Defense counsel was understandably concerned about this decision — which effectively punished defendants even though their counsel was ready for trial — but the judge was unmoved. As the Appellate Division observed:
In responding to counsel's understandable consternation about the unfairness of the "remedy" crafted, the judge based his ruling on the fact that defense counsel "w[as]n't ready at 9 o'clock" (true, but for legitimate reasons) and "fail[ed] to communicate with the [c]ourt" (counsel had, in fact, timely communicated), the judge concluded that defense counsel had committed "a sanctionable offense.”

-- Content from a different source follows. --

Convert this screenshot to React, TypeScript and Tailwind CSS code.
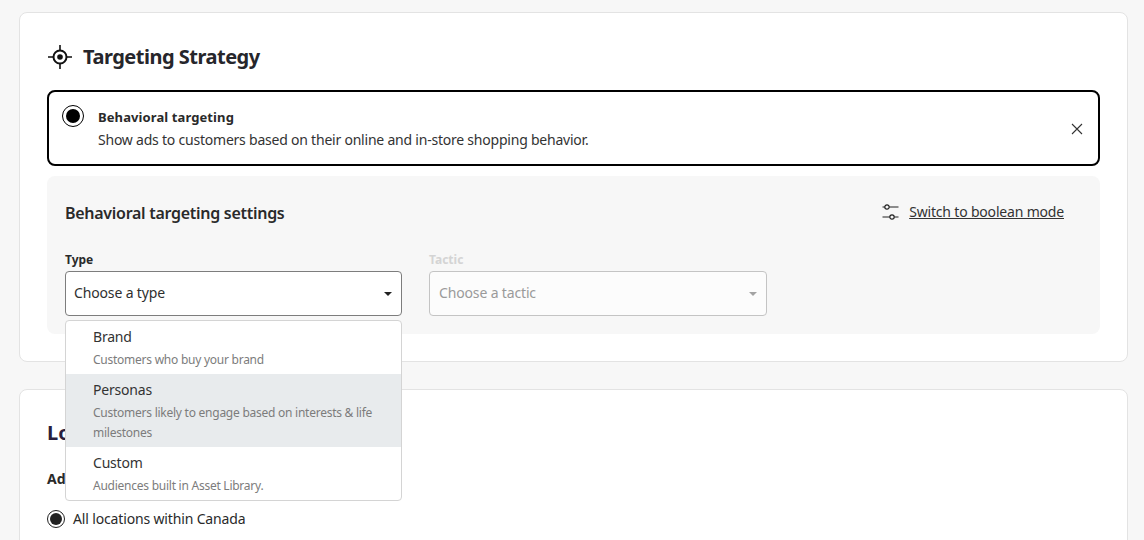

The judge then invited the Appellate Division to "sort it out, and if they think that I am wrong, so be it." Fortunately, the Appellate Division took up this invitation and sorted it out:
Defendants were ready for trial, plaintiffs were not; defendants should not have suffered the consequences. This unnecessary appellate side trip has disserved the efficient administration of justice. The sanction imposed on defendants for having done nothing wrong constitutes an abuse of discretion that requires no further explanation from this court.
Though rare, anyone who has practiced long enough has faced a situation with a difficult judge or a surreal decision from a judge. I am not sure how I would have dealt with this one, but kudos to counsel for doing the only thing you can do in these situations, rolling with the punches and relying on the Appellate Division to right an obvious wrong.